Define Key Questions

It’s important for your organization to properly define key questions for your use case. This can go a long way in fetching the right information that you’re looking for, that could be understood and used by your users and clients. It would also help you find patterns of underperforming workload and users who don’t utilize hardware resources.

Help Your Data Scientists Focus On Development By Minimizing Challenges

Part of the process of building a production ML infrastructure is the continuous development and improvement of the ML algorithms. However, ML engineers and data scientists are often not able to focus on development because they’re not really doing data science work most of the time. This is one of the challenges faced by data scientists in ML infrastructure development today.

Most of the time, data scientists are preoccupied with non-data science tasks. These include configuring hardware such as CPUs and GPUs and configuring orchestration tools in machine learning, as well as containers used for deployment. Instead of working on the development of machine learning models, they’re bogged down by configuration tasks.

Resource management is one of the most challenging aspects of operating and maintaining machine learning infrastructure for production.  There’s a lot of configuration work to be done. If you have a team of five data scientists, it would be quite a challenge to have a GPU on-prem for all five of them. They’d be spending a lot of time trying to figure out how these resources can be managed and shared among them in a simple and efficient manner.

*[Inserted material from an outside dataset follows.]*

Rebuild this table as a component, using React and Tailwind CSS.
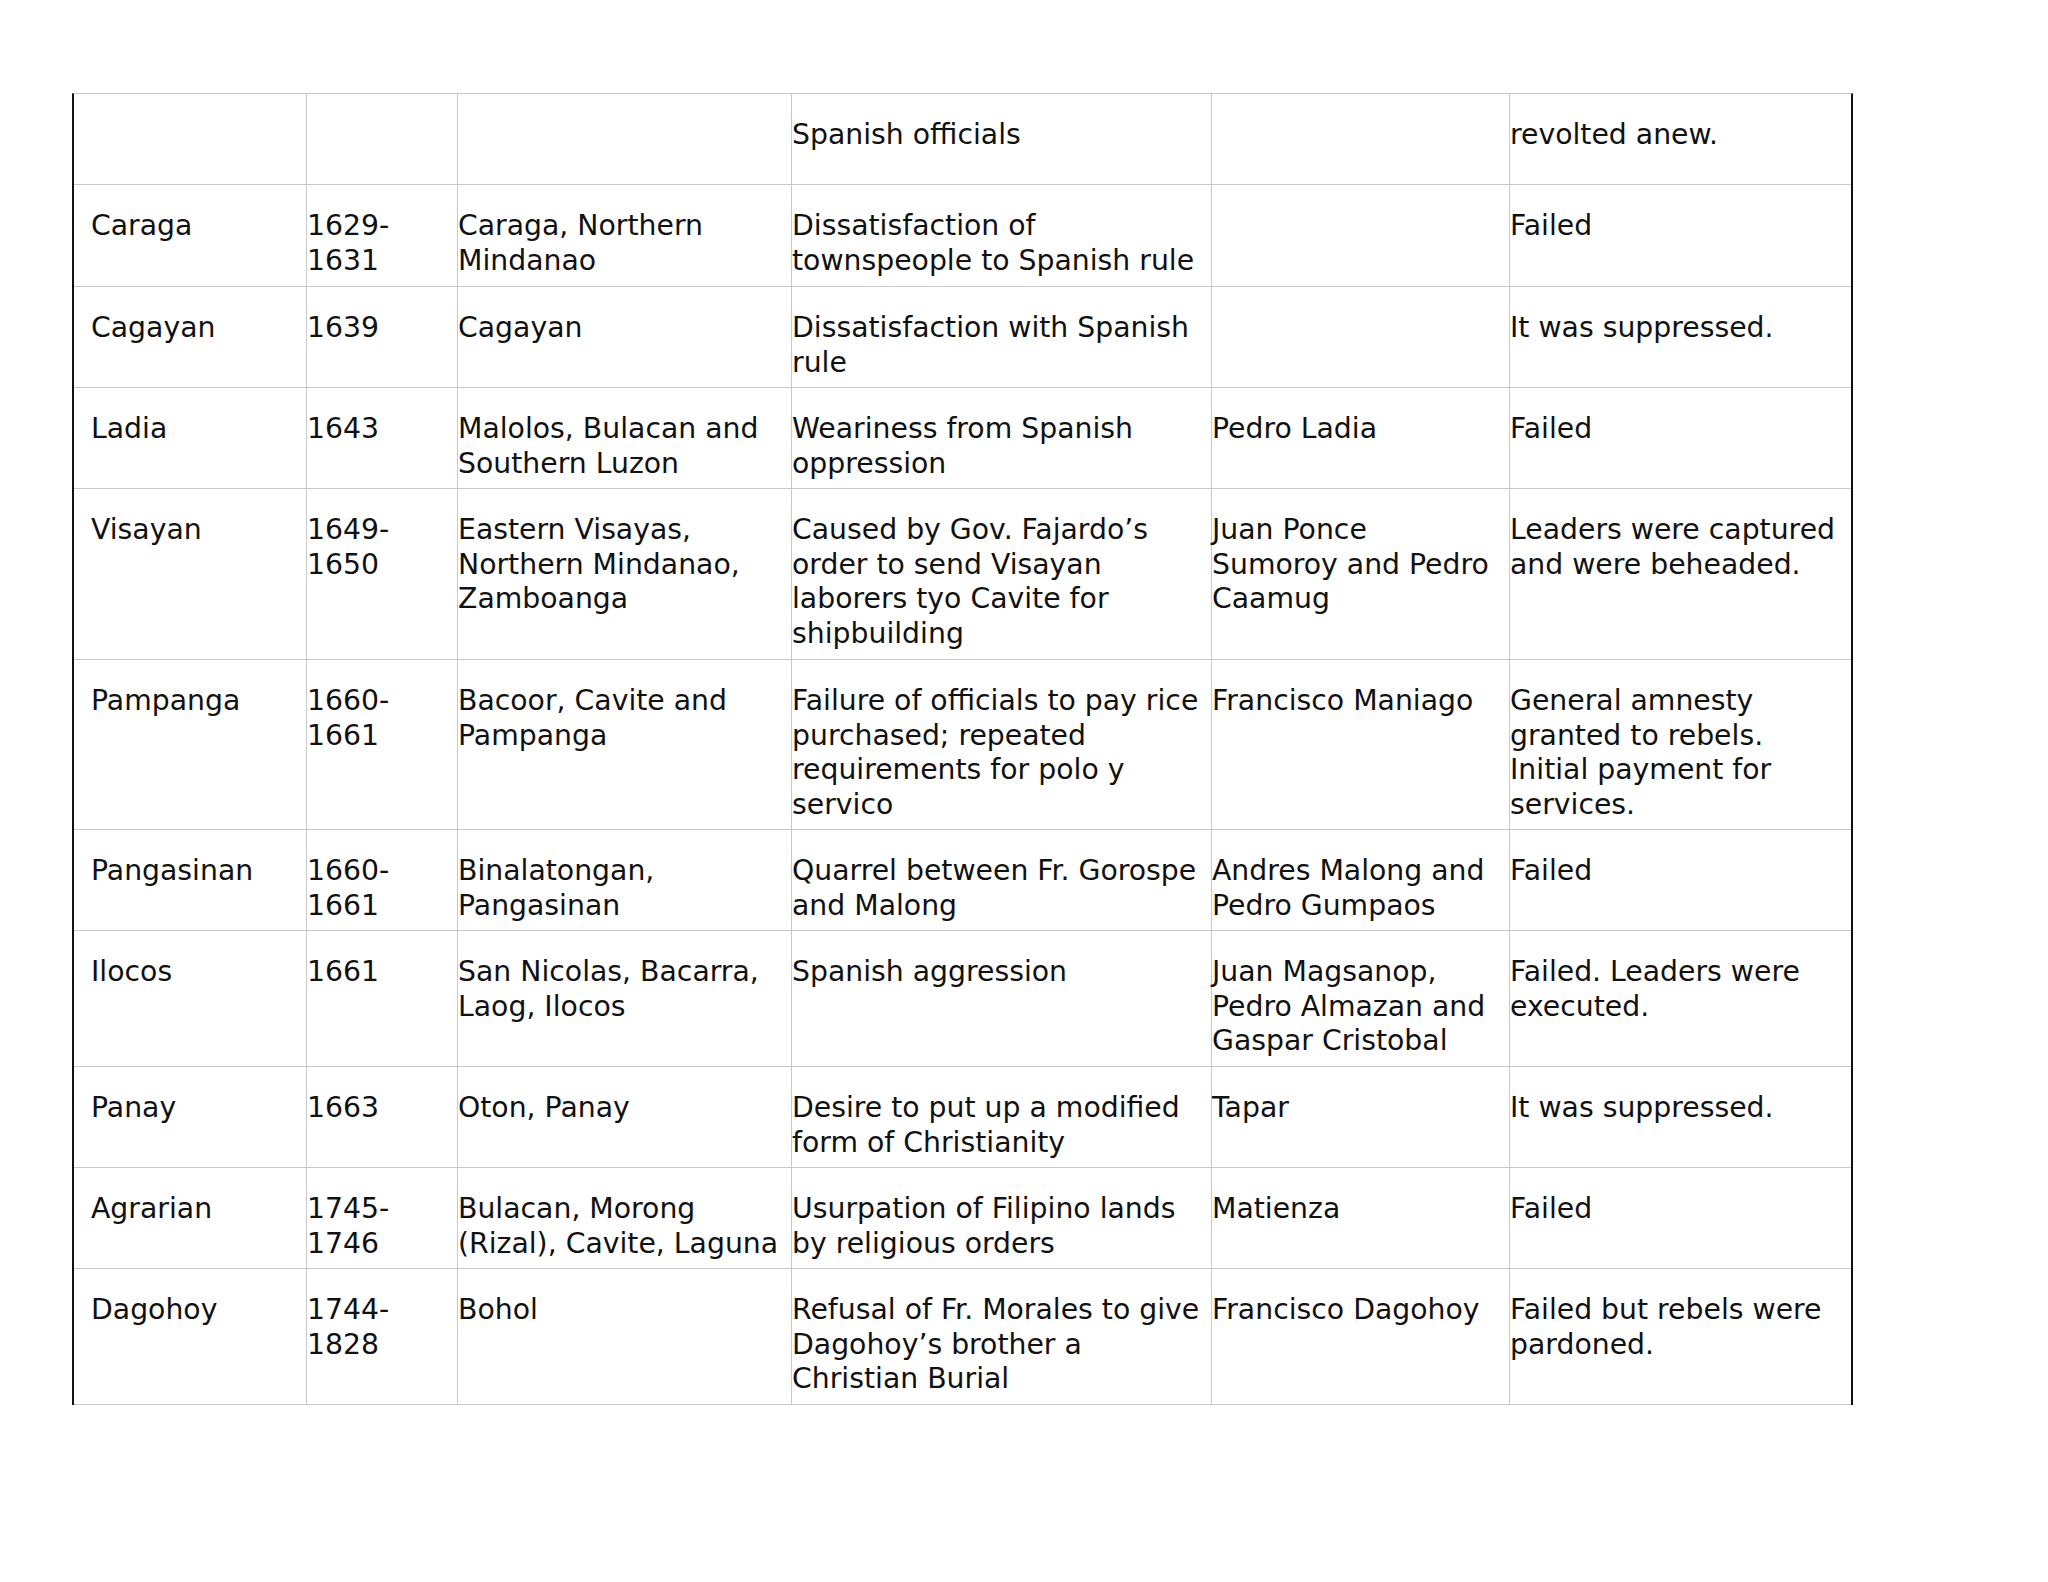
import React from "react";

const rows = [
  ["", "", "", "Spanish officials", "", "revolted anew."],
  ["Caraga", "1629-\n1631", "Caraga, Northern\nMindanao", "Dissatisfaction of\ntownspeople to Spanish rule", "", "Failed"],
  ["Cagayan", "1639", "Cagayan", "Dissatisfaction with Spanish\nrule", "", "It was suppressed."],
  ["Ladia", "1643", "Malolos, Bulacan and\nSouthern Luzon", "Weariness from Spanish\noppression", "Pedro Ladia", "Failed"],
  ["Visayan", "1649-\n1650", "Eastern Visayas,\nNorthern Mindanao,\nZamboanga", "Caused by Gov. Fajardo’s\norder to send Visayan\nlaborers tyo Cavite for\nshipbuilding", "Juan Ponce\nSumoroy and Pedro\nCaamug", "Leaders were captured\nand were beheaded."],
  ["Pampanga", "1660-\n1661", "Bacoor, Cavite and\nPampanga", "Failure of officials to pay rice\npurchased; repeated\nrequirements for polo y\nservico", "Francisco Maniago", "General amnesty\ngranted to rebels.\nInitial payment for\nservices."],
  ["Pangasinan", "1660-\n1661", "Binalatongan,\nPangasinan", "Quarrel between Fr. Gorospe\nand Malong", "Andres Malong and\nPedro Gumpaos", "Failed"],
  ["Ilocos", "1661", "San Nicolas, Bacarra,\nLaog, Ilocos", "Spanish aggression", "Juan Magsanop,\nPedro Almazan and\nGaspar Cristobal", "Failed. Leaders were\nexecuted."],
  ["Panay", "1663", "Oton, Panay", "Desire to put up a modified\nform of Christianity", "Tapar", "It was suppressed."],
  ["Agrarian", "1745-\n1746", "Bulacan, Morong\n(Rizal), Cavite, Laguna", "Usurpation of Filipino lands\nby religious orders", "Matienza", "Failed"],
  ["Dagohoy", "1744-\n1828", "Bohol", "Refusal of Fr. Morales to give\nDagohoy’s brother a\nChristian Burial", "Francisco Dagohoy", "Failed but rebels were\npardoned."],
];

export default function App() {
  return (
    <div className="min-h-[1582px] w-[2048px] bg-white pt-[93px] pl-[72px]">
      <div
        className="w-[1781px] border-l-2 border-r-2 border-t border-l-[#111] border-r-[#111] border-t-[#c9c9c9] text-[28.3px] leading-[34.7px] text-[#111]"
        style={{ fontFamily: '"DejaVu Sans", Verdana, sans-serif' }}
      >
        <div className="grid grid-cols-[233px_151px_334px_420px_298px_341px] grid-rows-[91px_102px_101px_101px_171px_170px_101px_136px_101px_101px_136px]">
          {rows.map((r, i) =>
            r.map((c, j) => (
              <div
                key={i + "-" + j}
                className={
                  "whitespace-pre overflow-visible border-b border-[#c9c9c9] pt-[24px] " +
                  (j === 0 ? "pl-[17px] " : "pl-0 ") +
                  (j < 5 ? "border-r" : "")
                }
              >
                {c}
              </div>
            ))
          )}
        </div>
      </div>
    </div>
  );
}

Building ML For Production

Building ML for production is different from building ML for academic and experiment purposes. When building your production ML infrastructure, it’d be good to note that aiming for perfect datasets and models can be a challenge, simply because you’re going to use them in the actual enterprise, business, industrial, or manufacturing operations. Most of the time, these businesses can’t be paused just to wait for your ML infrastructure to be done perfectly.

Oftentimes, you have to build production ML on the fly and hit the ground running as you see whether your iterations are a good fit or not.